Filter the listing and keep only the lines with the word "Tailwind".
--- begin MATERIAL ---
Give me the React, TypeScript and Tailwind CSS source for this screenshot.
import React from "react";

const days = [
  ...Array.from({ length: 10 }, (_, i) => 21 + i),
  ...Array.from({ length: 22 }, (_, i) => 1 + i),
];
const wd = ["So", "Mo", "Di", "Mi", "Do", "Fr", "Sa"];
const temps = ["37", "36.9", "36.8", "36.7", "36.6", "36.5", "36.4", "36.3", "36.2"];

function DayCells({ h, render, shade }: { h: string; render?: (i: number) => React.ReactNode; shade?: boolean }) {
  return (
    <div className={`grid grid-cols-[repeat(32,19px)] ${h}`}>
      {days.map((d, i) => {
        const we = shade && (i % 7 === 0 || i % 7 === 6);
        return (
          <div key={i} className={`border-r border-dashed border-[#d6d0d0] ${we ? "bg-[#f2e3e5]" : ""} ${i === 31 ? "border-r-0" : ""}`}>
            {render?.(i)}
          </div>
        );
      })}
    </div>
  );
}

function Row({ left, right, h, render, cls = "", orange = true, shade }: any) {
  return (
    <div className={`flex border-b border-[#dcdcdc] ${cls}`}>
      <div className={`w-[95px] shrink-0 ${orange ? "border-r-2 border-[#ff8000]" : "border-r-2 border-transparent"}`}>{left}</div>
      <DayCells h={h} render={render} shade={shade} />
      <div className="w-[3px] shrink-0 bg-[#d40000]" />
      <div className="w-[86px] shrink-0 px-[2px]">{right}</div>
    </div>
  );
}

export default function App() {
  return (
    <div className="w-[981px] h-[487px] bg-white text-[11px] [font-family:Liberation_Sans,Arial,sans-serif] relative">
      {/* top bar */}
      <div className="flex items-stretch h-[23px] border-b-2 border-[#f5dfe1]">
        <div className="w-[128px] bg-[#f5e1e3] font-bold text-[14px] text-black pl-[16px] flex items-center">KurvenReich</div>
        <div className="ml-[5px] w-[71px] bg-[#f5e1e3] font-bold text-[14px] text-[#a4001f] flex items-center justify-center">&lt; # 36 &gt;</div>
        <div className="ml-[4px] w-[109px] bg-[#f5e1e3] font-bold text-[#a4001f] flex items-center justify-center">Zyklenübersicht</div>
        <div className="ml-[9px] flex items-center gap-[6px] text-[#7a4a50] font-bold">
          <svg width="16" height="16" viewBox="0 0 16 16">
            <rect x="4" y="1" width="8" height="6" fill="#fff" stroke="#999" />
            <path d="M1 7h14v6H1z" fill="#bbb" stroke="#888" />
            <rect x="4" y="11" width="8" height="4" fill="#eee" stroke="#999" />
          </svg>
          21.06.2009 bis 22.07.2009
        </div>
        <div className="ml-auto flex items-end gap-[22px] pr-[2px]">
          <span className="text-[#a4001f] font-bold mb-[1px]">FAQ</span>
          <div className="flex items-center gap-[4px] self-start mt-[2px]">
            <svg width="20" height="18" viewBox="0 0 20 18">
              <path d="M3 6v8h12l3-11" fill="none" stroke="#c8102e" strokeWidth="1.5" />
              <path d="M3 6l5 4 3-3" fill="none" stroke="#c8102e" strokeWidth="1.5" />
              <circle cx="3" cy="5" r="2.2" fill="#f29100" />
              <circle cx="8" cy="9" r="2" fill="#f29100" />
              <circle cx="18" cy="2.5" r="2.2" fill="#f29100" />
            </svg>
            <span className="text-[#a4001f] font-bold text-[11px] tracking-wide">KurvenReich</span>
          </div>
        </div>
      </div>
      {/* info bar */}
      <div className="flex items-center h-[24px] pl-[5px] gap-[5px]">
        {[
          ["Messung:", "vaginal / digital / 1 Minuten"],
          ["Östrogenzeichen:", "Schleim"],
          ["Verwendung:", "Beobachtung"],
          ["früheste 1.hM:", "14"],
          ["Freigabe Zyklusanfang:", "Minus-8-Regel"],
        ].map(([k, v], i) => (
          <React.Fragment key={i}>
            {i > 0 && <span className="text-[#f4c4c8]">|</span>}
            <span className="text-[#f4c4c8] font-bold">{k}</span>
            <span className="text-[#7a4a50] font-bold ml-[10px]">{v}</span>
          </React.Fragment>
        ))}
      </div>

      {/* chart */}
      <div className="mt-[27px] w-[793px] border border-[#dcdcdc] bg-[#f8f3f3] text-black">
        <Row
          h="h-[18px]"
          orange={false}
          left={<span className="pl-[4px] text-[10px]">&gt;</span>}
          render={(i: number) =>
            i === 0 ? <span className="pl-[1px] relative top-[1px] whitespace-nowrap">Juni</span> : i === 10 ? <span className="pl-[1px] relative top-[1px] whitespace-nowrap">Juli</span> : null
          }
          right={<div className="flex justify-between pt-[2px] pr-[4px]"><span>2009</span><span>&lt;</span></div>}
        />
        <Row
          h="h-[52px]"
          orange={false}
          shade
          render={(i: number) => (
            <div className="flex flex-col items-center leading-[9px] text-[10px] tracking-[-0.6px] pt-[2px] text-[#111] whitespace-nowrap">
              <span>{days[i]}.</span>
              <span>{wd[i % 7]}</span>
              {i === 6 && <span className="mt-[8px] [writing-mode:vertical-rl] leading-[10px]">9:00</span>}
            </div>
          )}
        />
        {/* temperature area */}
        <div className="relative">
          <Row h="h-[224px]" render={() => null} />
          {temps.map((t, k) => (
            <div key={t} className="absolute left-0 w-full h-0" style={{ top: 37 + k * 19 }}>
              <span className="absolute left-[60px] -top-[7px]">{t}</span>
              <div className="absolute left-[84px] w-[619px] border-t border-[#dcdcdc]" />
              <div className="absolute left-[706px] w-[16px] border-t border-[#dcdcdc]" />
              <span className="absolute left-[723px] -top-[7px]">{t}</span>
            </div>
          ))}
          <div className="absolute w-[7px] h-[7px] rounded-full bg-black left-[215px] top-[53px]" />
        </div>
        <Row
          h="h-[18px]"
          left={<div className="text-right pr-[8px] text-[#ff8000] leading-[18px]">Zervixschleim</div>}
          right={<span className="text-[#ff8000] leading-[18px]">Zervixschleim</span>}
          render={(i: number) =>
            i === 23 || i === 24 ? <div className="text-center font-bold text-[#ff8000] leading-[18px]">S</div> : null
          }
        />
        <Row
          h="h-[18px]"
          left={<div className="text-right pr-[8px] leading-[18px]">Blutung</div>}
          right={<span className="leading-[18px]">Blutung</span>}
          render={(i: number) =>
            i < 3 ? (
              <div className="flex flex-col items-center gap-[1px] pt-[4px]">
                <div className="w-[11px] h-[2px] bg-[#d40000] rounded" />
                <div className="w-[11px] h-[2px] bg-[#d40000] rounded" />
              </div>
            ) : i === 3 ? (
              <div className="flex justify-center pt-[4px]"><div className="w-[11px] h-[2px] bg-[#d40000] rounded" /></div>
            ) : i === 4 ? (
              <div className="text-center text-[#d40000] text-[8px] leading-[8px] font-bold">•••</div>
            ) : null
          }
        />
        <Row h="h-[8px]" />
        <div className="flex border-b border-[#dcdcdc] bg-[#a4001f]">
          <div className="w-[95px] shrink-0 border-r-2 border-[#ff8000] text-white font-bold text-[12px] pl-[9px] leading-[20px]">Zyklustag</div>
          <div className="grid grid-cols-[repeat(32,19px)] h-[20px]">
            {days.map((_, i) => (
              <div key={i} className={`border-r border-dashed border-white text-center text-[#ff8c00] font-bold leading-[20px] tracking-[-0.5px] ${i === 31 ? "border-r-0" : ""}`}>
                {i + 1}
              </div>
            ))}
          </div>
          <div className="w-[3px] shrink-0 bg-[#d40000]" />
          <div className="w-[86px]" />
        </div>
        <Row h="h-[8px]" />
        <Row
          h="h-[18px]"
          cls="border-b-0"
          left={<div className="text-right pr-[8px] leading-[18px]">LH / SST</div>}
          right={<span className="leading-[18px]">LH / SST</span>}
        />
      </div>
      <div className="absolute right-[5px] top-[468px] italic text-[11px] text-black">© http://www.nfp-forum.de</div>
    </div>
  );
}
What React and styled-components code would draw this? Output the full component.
--- end MATERIAL ---
--- begin MATERIAL ---
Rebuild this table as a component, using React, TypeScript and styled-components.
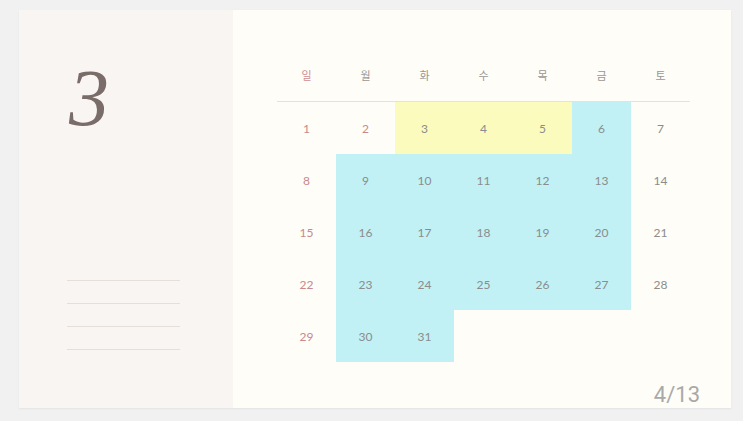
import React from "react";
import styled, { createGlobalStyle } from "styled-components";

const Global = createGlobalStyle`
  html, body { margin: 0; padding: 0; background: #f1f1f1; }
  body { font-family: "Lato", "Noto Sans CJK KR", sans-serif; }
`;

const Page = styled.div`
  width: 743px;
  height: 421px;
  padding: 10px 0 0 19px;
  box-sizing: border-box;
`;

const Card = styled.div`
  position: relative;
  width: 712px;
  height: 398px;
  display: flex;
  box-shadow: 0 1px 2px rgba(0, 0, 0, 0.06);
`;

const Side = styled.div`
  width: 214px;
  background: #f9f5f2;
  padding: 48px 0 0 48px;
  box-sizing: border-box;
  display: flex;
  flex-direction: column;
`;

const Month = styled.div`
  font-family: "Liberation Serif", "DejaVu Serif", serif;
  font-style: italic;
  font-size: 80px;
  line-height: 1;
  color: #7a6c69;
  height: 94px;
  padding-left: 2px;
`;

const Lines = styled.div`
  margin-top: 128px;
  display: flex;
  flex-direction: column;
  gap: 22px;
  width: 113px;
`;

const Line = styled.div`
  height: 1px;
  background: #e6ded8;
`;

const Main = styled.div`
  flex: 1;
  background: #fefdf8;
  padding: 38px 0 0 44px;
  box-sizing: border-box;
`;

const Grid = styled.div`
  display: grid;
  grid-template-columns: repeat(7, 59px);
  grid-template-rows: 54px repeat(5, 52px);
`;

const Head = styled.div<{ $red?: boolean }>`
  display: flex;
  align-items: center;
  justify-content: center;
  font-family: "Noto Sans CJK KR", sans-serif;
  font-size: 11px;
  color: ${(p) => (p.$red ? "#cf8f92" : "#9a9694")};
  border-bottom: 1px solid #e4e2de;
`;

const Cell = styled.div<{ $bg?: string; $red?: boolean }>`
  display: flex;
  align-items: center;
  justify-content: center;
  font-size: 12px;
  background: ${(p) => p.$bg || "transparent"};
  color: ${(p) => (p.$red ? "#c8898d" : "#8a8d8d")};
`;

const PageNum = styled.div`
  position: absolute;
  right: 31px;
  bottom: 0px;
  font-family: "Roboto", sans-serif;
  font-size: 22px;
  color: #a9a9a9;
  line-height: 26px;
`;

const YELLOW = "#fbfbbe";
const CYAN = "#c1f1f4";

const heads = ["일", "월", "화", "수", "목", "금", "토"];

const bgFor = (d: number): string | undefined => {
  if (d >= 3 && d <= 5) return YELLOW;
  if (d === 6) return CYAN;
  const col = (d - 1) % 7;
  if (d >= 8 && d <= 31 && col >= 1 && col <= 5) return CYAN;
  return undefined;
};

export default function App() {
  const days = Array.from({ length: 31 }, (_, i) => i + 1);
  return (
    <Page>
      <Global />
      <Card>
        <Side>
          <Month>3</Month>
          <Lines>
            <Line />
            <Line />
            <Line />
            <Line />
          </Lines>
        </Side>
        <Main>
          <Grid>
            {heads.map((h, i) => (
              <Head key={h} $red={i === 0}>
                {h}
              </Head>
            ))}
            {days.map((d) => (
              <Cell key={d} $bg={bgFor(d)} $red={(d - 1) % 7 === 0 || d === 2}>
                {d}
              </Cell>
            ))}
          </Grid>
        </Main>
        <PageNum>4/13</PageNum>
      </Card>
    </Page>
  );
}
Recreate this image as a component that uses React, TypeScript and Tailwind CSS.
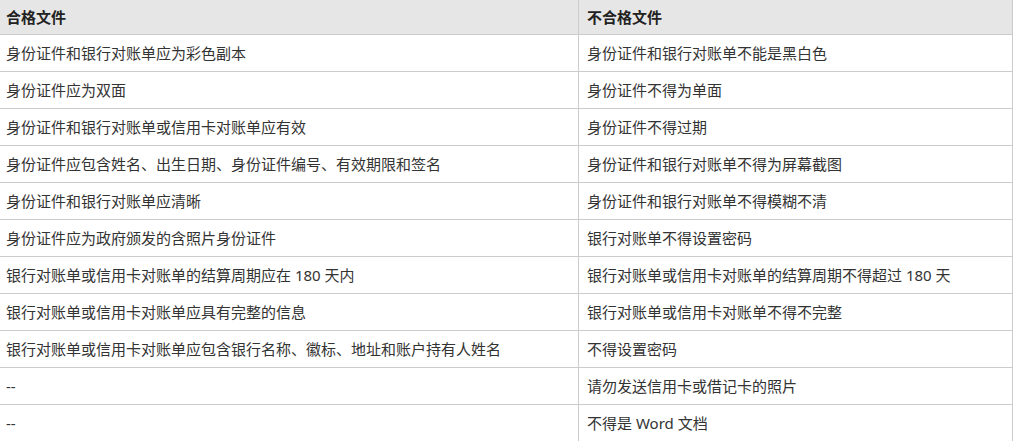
--- end MATERIAL ---
| COMPLETED TASK |
Give me the React, TypeScript and Tailwind CSS source for this screenshot.
Recreate this image as a component that uses React, TypeScript and Tailwind CSS.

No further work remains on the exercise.